-- Start of Source data --
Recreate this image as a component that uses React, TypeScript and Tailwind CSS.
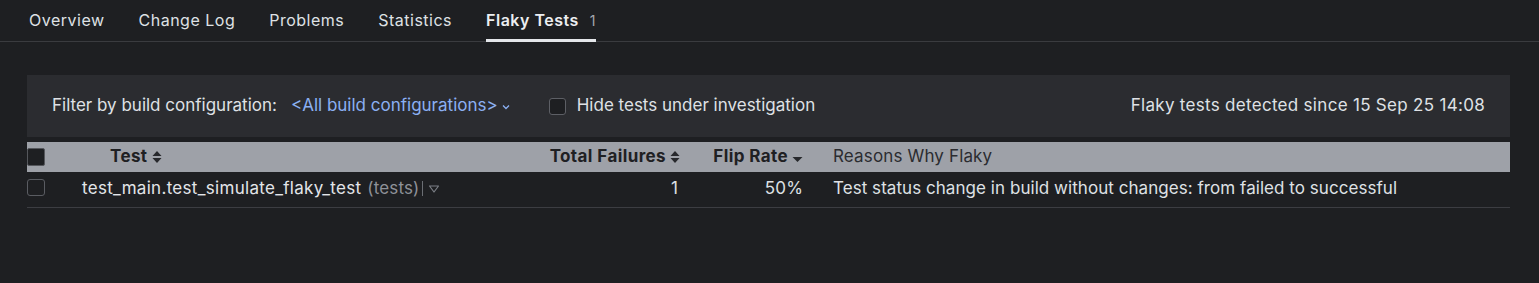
-- End of Source data --
-- Start of Source data --
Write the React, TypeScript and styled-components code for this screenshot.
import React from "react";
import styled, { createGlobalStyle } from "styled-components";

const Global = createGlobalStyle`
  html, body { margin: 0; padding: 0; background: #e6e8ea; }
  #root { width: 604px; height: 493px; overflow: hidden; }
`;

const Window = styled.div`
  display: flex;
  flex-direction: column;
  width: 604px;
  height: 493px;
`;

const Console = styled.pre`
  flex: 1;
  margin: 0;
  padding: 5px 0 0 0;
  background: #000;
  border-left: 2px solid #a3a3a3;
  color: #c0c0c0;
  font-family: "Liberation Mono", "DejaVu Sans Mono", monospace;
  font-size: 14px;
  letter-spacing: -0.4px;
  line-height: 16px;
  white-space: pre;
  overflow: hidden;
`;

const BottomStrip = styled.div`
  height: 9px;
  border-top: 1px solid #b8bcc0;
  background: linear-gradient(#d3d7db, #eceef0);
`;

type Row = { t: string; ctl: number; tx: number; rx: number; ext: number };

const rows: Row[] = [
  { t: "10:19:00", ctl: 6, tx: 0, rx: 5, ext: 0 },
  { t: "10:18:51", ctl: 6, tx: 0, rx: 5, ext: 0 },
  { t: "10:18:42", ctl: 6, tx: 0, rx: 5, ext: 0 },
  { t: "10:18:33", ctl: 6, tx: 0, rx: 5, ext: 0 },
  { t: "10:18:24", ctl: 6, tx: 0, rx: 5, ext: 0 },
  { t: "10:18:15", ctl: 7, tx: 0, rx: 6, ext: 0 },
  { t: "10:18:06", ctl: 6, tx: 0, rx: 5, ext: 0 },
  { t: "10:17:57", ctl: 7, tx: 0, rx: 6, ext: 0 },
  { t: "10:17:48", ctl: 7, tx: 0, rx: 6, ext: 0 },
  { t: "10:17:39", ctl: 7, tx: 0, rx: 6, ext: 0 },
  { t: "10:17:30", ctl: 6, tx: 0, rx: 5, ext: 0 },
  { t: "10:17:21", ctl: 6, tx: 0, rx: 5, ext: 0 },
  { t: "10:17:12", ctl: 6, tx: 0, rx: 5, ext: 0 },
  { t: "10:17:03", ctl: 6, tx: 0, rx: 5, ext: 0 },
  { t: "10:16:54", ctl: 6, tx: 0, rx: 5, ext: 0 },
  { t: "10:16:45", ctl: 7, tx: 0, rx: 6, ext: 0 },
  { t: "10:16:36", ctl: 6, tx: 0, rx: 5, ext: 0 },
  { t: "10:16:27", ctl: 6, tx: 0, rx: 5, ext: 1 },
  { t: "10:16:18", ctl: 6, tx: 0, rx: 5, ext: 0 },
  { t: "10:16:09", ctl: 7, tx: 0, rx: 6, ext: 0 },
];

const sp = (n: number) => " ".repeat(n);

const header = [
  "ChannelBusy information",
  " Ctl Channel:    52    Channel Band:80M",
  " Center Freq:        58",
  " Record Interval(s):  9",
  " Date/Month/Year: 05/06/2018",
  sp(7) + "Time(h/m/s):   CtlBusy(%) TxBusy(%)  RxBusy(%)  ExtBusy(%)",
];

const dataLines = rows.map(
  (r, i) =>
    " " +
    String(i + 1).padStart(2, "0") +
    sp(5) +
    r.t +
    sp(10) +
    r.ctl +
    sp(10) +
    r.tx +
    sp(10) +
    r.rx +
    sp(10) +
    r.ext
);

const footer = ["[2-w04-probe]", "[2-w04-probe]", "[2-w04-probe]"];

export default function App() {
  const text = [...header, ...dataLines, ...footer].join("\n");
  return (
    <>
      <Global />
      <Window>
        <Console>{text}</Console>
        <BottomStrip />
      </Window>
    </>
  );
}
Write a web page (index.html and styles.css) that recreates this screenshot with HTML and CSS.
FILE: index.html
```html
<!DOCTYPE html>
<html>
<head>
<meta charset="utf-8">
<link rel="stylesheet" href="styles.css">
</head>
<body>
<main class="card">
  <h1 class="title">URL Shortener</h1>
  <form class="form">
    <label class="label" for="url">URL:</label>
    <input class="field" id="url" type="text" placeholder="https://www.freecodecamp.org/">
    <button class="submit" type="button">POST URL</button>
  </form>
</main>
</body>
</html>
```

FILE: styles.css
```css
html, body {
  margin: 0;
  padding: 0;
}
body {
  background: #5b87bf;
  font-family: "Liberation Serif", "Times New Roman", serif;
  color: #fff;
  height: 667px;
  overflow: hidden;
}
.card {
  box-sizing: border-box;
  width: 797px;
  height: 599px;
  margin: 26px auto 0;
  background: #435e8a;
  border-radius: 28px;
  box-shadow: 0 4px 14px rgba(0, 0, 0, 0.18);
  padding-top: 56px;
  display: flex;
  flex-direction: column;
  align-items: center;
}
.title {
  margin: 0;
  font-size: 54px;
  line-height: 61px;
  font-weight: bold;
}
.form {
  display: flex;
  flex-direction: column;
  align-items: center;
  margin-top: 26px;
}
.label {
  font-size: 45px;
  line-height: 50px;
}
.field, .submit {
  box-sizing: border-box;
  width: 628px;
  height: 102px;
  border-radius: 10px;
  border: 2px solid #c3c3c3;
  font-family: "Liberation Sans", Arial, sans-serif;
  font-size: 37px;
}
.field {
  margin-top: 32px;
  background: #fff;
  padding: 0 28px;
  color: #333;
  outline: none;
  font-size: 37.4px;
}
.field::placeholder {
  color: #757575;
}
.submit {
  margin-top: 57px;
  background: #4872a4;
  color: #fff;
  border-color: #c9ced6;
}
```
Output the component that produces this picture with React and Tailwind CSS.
-- End of Source data --
» **Problem statement**: Write out again only the lines from the line containing "Write a web" through the line containing "Output the component", both included, exactly as they are.

» **The reply**:
Write a web page (index.html and styles.css) that recreates this screenshot with HTML and CSS.
FILE: index.html
```html
<!DOCTYPE html>
<html>
<head>
<meta charset="utf-8">
<link rel="stylesheet" href="styles.css">
</head>
<body>
<main class="card">
  <h1 class="title">URL Shortener</h1>
  <form class="form">
    <label class="label" for="url">URL:</label>
    <input class="field" id="url" type="text" placeholder="https://www.freecodecamp.org/">
    <button class="submit" type="button">POST URL</button>
  </form>
</main>
</body>
</html>
```

FILE: styles.css
```css
html, body {
  margin: 0;
  padding: 0;
}
body {
  background: #5b87bf;
  font-family: "Liberation Serif", "Times New Roman", serif;
  color: #fff;
  height: 667px;
  overflow: hidden;
}
.card {
  box-sizing: border-box;
  width: 797px;
  height: 599px;
  margin: 26px auto 0;
  background: #435e8a;
  border-radius: 28px;
  box-shadow: 0 4px 14px rgba(0, 0, 0, 0.18);
  padding-top: 56px;
  display: flex;
  flex-direction: column;
  align-items: center;
}
.title {
  margin: 0;
  font-size: 54px;
  line-height: 61px;
  font-weight: bold;
}
.form {
  display: flex;
  flex-direction: column;
  align-items: center;
  margin-top: 26px;
}
.label {
  font-size: 45px;
  line-height: 50px;
}
.field, .submit {
  box-sizing: border-box;
  width: 628px;
  height: 102px;
  border-radius: 10px;
  border: 2px solid #c3c3c3;
  font-family: "Liberation Sans", Arial, sans-serif;
  font-size: 37px;
}
.field {
  margin-top: 32px;
  background: #fff;
  padding: 0 28px;
  color: #333;
  outline: none;
  font-size: 37.4px;
}
.field::placeholder {
  color: #757575;
}
.submit {
  margin-top: 57px;
  background: #4872a4;
  color: #fff;
  border-color: #c9ced6;
}
```
Output the component that produces this picture with React and Tailwind CSS.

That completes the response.